My First Lambda Container

Container support for Lambda was announced at Re:Invent 2020. At first, I didn't think much of it. My projects are generally small enough to work fine with a little npm i. But I have a little side project that could benefit from it: running Spamassassin inside Lambda to tackle SES's spam tagging failure.

Despite not being very familiar with Docker, I pulled my sleeves back and started on the project. This put me through the typical 4 stages of an AWS Re:Invent announcement:

😍 Excitement
😞 Disappointment
😡 Anger
😑 Resignation

My Journey

Stage 1: Excitement

Being able to use Lambda in my SES flow without calling a third service, what a relief. Building a container for Lambda shouldn't be that hard...

Lucky for me, Danilo Poccia did a great blog post on how to build your own image from scratch.

I used the spamassassin image provided by instantlinux to get me started. I chose this image, because it runs on Debian, configures Razor, Pyzor and DCC correctly.

I just needed a NodeJS Spamc implementation in my function, pass the body of the E-Mail to Lambda et voilà.

I fired up the container locally, threw some messages at it and there it was, all the messages that SES let through where putting Spamassassin's score into the dark red. I finally had a solution that was cheap (aka pay only when needed) and without any change in my current flow, except adding a lambda.invoke.

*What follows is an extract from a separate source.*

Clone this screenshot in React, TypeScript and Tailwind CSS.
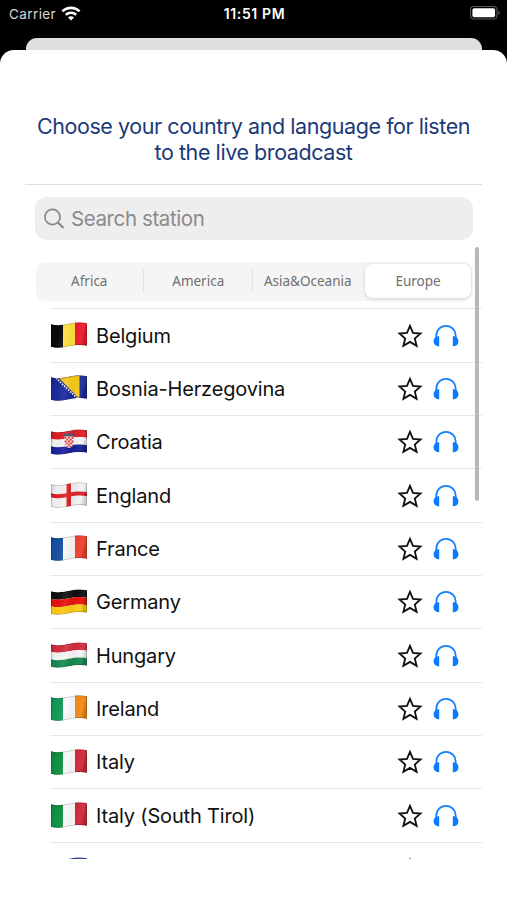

At that point, I had big plans for a v2 with EFS backed storage to share Bayes and manual learning of falsely classified messages. One can dream big...

Stage 2: Disappointment

I pushed my image into ECR (Thank You ecr-credential-helper, your tool made my life easier), quickly configured a Lambda manually through the console and invoked it with a test content.

That's when I fell from excitement into disappointment. Everything that worked so perfectly locally, just failed in a big ball of fire. My container in Lambda had the same constraints than any function in Lambda: it runs on a read-only system. I was now unable to run sa-update, unable to bind spamd to 127.0.0.1:783. No pid files could be written, no log files per services, ...

Stage 3: Anger

I naively thought that I could do what I want with my container. No Lambda runtime would go into my way. I was first very angry at AWS for promising me something that didn't meet my wishes/hopes (I generally always somehow land into this state with a new service).

Then I got angry to myself for not having foreseen the obvious, it is logical that my container runs in read-only. It's still Lambda.

I started to try to move everything to /tmp, which kind of worked after several trial-and-error. I don't know how to emulate this in my local Docker, so I had to test online each little tweak. I was still hitting a problem, running spamd on a file socket instead of an io socket, I somehow never got it to work. I wanted to keep spamd, since it gave me a nice output with just the score and the rules.

Stage 4: Resignation

After a few hours, I caved in and let go of my dreams of a fleet of spamd with shared config and rules.

I decided to just run spamassassin and parse the headers on the modified message. sa-update runs during image build and logs are sent to stderr. I disabled DCC, hoping that the standard RBL rules in addition to Pyzor and Razor should be a good enough start. Can't be worse than what SES is doing.

Does it work?

I have this in production since less than 2 days at time of writing, not enough data to make a definitive statement, but so far it behaves very nicely. All the spams are discarded, and no false positive so far. 🤞

The function runs between 10 and 12 seconds and uses between 180 and 220 MB (~0.01¢).

You can find it on Github or on Public ECR.

What is still missing

Despite the read-only limitation, which will probably never be lifted, you currently can't use an image from another account's ECR. You also can't use an image published to public ECR. I guess this are just limitations on a brand new service, and should be lifted in the near future. For now, I just need to push my image to the 2 accounts where they are needed. Some CodePipeline would come in handy.

What's next ?

I could use an EventBridge Scheduler to rebuild the image weekly to have the rules up-to-date. Which anyway is a better solution than pulling them at every start.

Else, I had thoughts about running this on Fargate before, but I didn't insist enough on trying to get down to 0 when there is nothing to process.
AWS batch could be another contender, now that it runs on Fargate.

In Conclusion

Lambda Container won't become my major way of deploying Lambda. I just find the hassle of building, deploying, testing your container more troublesome than an sls invoke local and sls deploy.

But I can see why this will appeal to some peoples, specially when you need tools compiled that you can't compile on your development machine (sharp comes to mind), or if you can't just npm, pip or go get in your dependencies.